* begin Data block *

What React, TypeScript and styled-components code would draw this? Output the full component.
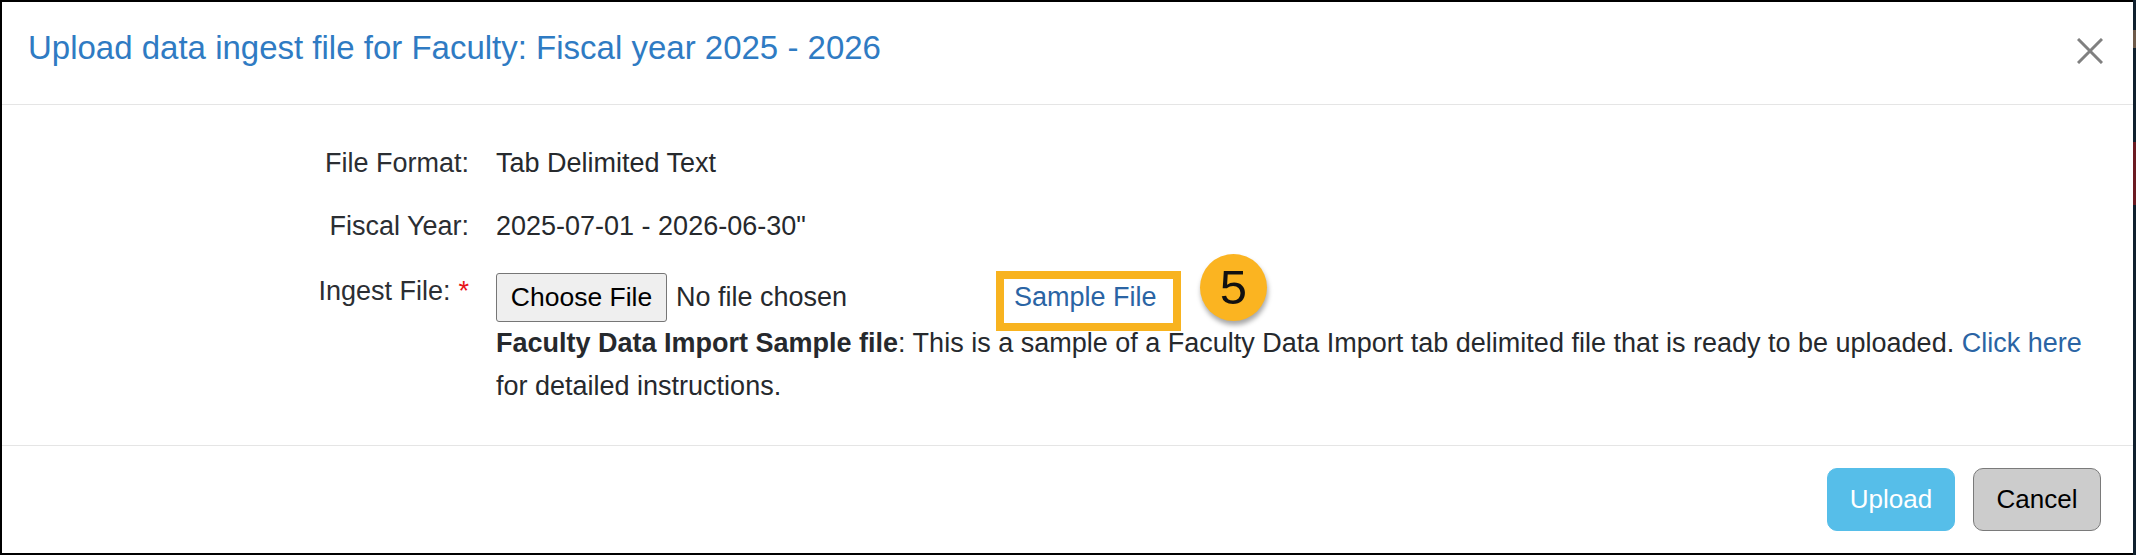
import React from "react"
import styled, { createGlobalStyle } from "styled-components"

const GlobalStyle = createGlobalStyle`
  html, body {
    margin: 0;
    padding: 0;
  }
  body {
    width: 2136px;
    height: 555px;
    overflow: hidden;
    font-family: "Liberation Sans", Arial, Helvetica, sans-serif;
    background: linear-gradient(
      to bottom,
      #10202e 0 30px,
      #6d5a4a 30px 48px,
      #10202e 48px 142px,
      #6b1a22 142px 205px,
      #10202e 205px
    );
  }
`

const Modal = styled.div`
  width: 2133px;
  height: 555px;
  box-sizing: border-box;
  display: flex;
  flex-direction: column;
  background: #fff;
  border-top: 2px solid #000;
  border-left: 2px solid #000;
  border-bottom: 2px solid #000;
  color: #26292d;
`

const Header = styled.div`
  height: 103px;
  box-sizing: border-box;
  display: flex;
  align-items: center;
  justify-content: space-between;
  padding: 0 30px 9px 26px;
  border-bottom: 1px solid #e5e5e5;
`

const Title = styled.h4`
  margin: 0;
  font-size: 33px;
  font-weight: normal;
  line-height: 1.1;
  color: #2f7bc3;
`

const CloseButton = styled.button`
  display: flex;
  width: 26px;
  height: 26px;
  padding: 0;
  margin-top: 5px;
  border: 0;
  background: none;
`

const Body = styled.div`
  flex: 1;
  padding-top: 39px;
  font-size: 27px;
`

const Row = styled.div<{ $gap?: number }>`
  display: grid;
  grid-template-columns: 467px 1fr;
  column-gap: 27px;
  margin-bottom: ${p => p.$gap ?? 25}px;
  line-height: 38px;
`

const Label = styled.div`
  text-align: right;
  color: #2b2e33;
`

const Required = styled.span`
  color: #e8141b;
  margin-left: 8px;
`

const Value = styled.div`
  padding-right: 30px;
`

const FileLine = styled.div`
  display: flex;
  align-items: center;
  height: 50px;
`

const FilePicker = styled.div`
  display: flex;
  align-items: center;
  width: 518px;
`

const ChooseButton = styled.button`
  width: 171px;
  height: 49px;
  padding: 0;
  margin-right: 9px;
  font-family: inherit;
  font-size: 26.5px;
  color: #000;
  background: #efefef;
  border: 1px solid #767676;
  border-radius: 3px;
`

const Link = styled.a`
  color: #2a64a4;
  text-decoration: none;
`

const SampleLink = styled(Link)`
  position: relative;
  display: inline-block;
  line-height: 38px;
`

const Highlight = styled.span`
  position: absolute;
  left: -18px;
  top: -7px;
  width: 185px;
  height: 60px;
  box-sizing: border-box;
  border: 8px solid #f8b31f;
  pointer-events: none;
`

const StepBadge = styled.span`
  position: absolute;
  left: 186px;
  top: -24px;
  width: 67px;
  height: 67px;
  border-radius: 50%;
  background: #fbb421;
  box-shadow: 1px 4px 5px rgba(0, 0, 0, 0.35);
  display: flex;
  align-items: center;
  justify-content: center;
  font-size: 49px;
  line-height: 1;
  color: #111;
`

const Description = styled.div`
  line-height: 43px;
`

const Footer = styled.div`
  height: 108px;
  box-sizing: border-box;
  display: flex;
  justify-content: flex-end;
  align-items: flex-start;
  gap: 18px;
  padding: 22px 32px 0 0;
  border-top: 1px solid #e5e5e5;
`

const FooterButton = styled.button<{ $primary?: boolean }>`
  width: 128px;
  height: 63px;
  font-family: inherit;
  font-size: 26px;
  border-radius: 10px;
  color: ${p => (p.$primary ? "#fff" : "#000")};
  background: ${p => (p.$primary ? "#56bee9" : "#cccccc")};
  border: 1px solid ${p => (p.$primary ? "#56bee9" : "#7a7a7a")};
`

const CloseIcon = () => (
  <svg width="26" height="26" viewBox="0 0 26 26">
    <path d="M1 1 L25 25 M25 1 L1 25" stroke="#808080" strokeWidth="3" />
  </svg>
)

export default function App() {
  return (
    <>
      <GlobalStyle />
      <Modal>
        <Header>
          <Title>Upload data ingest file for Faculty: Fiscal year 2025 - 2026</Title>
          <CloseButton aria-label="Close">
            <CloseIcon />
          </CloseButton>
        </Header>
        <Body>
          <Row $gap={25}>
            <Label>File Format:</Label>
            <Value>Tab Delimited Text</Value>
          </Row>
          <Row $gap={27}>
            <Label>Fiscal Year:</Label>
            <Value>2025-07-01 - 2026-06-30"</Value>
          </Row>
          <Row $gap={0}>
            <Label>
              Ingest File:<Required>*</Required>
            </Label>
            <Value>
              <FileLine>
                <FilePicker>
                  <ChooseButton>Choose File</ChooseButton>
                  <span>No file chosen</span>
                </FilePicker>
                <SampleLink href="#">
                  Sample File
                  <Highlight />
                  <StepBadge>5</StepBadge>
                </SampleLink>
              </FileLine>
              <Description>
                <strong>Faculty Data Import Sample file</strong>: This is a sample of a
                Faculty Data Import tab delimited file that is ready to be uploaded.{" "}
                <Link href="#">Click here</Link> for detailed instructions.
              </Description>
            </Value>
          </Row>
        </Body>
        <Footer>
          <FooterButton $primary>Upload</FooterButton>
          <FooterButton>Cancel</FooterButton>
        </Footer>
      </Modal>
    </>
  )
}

* end Data block *

◆ What needs to be done ◆
Retype the listing exactly. Pictures do not belong in the copy.

◆ Answer to this problem ◆
What React, TypeScript and styled-components code would draw this? Output the full component.
import React from "react"
import styled, { createGlobalStyle } from "styled-components"

const GlobalStyle = createGlobalStyle`
  html, body {
    margin: 0;
    padding: 0;
  }
  body {
    width: 2136px;
    height: 555px;
    overflow: hidden;
    font-family: "Liberation Sans", Arial, Helvetica, sans-serif;
    background: linear-gradient(
      to bottom,
      #10202e 0 30px,
      #6d5a4a 30px 48px,
      #10202e 48px 142px,
      #6b1a22 142px 205px,
      #10202e 205px
    );
  }
`

const Modal = styled.div`
  width: 2133px;
  height: 555px;
  box-sizing: border-box;
  display: flex;
  flex-direction: column;
  background: #fff;
  border-top: 2px solid #000;
  border-left: 2px solid #000;
  border-bottom: 2px solid #000;
  color: #26292d;
`

const Header = styled.div`
  height: 103px;
  box-sizing: border-box;
  display: flex;
  align-items: center;
  justify-content: space-between;
  padding: 0 30px 9px 26px;
  border-bottom: 1px solid #e5e5e5;
`

const Title = styled.h4`
  margin: 0;
  font-size: 33px;
  font-weight: normal;
  line-height: 1.1;
  color: #2f7bc3;
`

const CloseButton = styled.button`
  display: flex;
  width: 26px;
  height: 26px;
  padding: 0;
  margin-top: 5px;
  border: 0;
  background: none;
`

const Body = styled.div`
  flex: 1;
  padding-top: 39px;
  font-size: 27px;
`

const Row = styled.div<{ $gap?: number }>`
  display: grid;
  grid-template-columns: 467px 1fr;
  column-gap: 27px;
  margin-bottom: ${p => p.$gap ?? 25}px;
  line-height: 38px;
`

const Label = styled.div`
  text-align: right;
  color: #2b2e33;
`

const Required = styled.span`
  color: #e8141b;
  margin-left: 8px;
`

const Value = styled.div`
  padding-right: 30px;
`

const FileLine = styled.div`
  display: flex;
  align-items: center;
  height: 50px;
`

const FilePicker = styled.div`
  display: flex;
  align-items: center;
  width: 518px;
`

const ChooseButton = styled.button`
  width: 171px;
  height: 49px;
  padding: 0;
  margin-right: 9px;
  font-family: inherit;
  font-size: 26.5px;
  color: #000;
  background: #efefef;
  border: 1px solid #767676;
  border-radius: 3px;
`

const Link = styled.a`
  color: #2a64a4;
  text-decoration: none;
`

const SampleLink = styled(Link)`
  position: relative;
  display: inline-block;
  line-height: 38px;
`

const Highlight = styled.span`
  position: absolute;
  left: -18px;
  top: -7px;
  width: 185px;
  height: 60px;
  box-sizing: border-box;
  border: 8px solid #f8b31f;
  pointer-events: none;
`

const StepBadge = styled.span`
  position: absolute;
  left: 186px;
  top: -24px;
  width: 67px;
  height: 67px;
  border-radius: 50%;
  background: #fbb421;
  box-shadow: 1px 4px 5px rgba(0, 0, 0, 0.35);
  display: flex;
  align-items: center;
  justify-content: center;
  font-size: 49px;
  line-height: 1;
  color: #111;
`

const Description = styled.div`
  line-height: 43px;
`

const Footer = styled.div`
  height: 108px;
  box-sizing: border-box;
  display: flex;
  justify-content: flex-end;
  align-items: flex-start;
  gap: 18px;
  padding: 22px 32px 0 0;
  border-top: 1px solid #e5e5e5;
`

const FooterButton = styled.button<{ $primary?: boolean }>`
  width: 128px;
  height: 63px;
  font-family: inherit;
  font-size: 26px;
  border-radius: 10px;
  color: ${p => (p.$primary ? "#fff" : "#000")};
  background: ${p => (p.$primary ? "#56bee9" : "#cccccc")};
  border: 1px solid ${p => (p.$primary ? "#56bee9" : "#7a7a7a")};
`

const CloseIcon = () => (
  <svg width="26" height="26" viewBox="0 0 26 26">
    <path d="M1 1 L25 25 M25 1 L1 25" stroke="#808080" strokeWidth="3" />
  </svg>
)

export default function App() {
  return (
    <>
      <GlobalStyle />
      <Modal>
        <Header>
          <Title>Upload data ingest file for Faculty: Fiscal year 2025 - 2026</Title>
          <CloseButton aria-label="Close">
            <CloseIcon />
          </CloseButton>
        </Header>
        <Body>
          <Row $gap={25}>
            <Label>File Format:</Label>
            <Value>Tab Delimited Text</Value>
          </Row>
          <Row $gap={27}>
            <Label>Fiscal Year:</Label>
            <Value>2025-07-01 - 2026-06-30"</Value>
          </Row>
          <Row $gap={0}>
            <Label>
              Ingest File:<Required>*</Required>
            </Label>
            <Value>
              <FileLine>
                <FilePicker>
                  <ChooseButton>Choose File</ChooseButton>
                  <span>No file chosen</span>
                </FilePicker>
                <SampleLink href="#">
                  Sample File
                  <Highlight />
                  <StepBadge>5</StepBadge>
                </SampleLink>
              </FileLine>
              <Description>
                <strong>Faculty Data Import Sample file</strong>: This is a sample of a
                Faculty Data Import tab delimited file that is ready to be uploaded.{" "}
                <Link href="#">Click here</Link> for detailed instructions.
              </Description>
            </Value>
          </Row>
        </Body>
        <Footer>
          <FooterButton $primary>Upload</FooterButton>
          <FooterButton>Cancel</FooterButton>
        </Footer>
      </Modal>
    </>
  )
}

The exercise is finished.